Investors seeking financing through DSCR (Debt-Service Coverage Ratio) loans undergo a specialized Appraisal process tailored to assess income-generating potential rather than traditional market value. Here’s an overview of what investors can expect during the Appraisal process for DSCR loans:
1. Focus on Income Potential
Appraisers use income capitalization techniques, analyzing rental income, lease agreements, and potential vacancy rates to determine the property’s value.
2. Income Verification
Detailed documentation of rental income, property management agreements, and leases is essential to substantiate income stability and property cash flow projections. While property condition remains important, its income-generating capability takes precedence over aesthetic considerations typical in consumer loan appraisals.
3. Comparative Market Analysis (CMA)
Appraisers conduct a thorough analysis of comparable rental properties to benchmark potential income streams and assess the property’s competitive position. Local market trends, rental demand, and economic factors are considered to determine the property’s income potential and market competitiveness.
4. Debt-Service Coverage Ratio (DSCR) Calculation
We evaluate the investment risk using vacancy rates, maintenance costs, and market fluctuations to determine loan feasibility and terms.
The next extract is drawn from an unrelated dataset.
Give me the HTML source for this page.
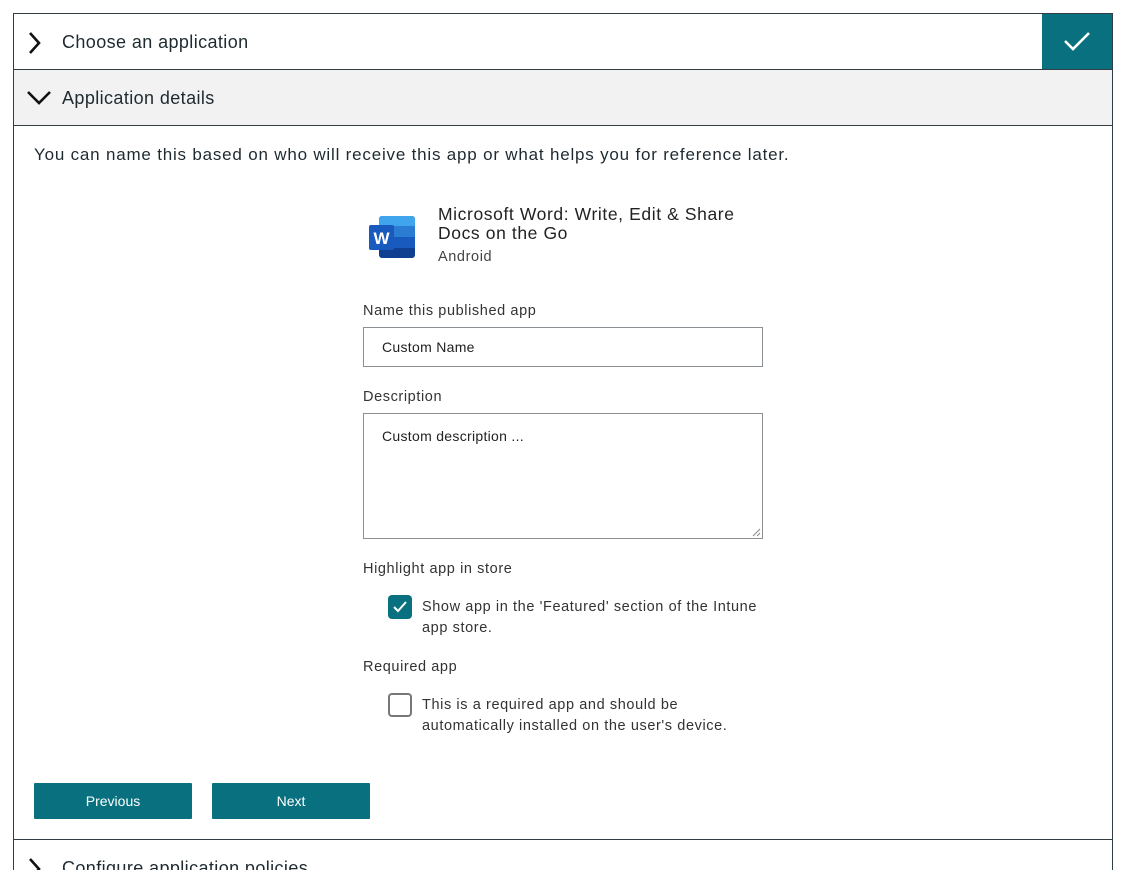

Then we calculate the DSCR based on projected income and expenses to ensure the property can generate enough cash flow to cover loan payments.
5. Investment Analysis
During the Appraisal process for DSCR loans, we assist in analyzing your investment to ensure it aligns with your objectives of acquiring properties that offer sustainable income streams and long-term profitability.
Appraisal Process Comparison: DSCR Loans vs. Traditional Loans
| Aspect | DSCR Loans | Traditional Investor Loans |
|---|---|---|
| Focus | Property’s income potential | Property’s market value and Borrower’s financial health |
| Analysis | Evaluates property’s ability to generate income | Evaluates property value and Borrower’s financial capacity |
| Documentation | Rental agreements, income statements | Financial statements, tax returns, credit history |
| Valuation | Considers potential rental income, market comparables | Focuses on market comparables, potential appreciation |
Appraisal values and income projections play a crucial role in structuring your loan. This process impacts loan-to-value ratios and helps determine the appropriate loan amount based on income coverage ratios.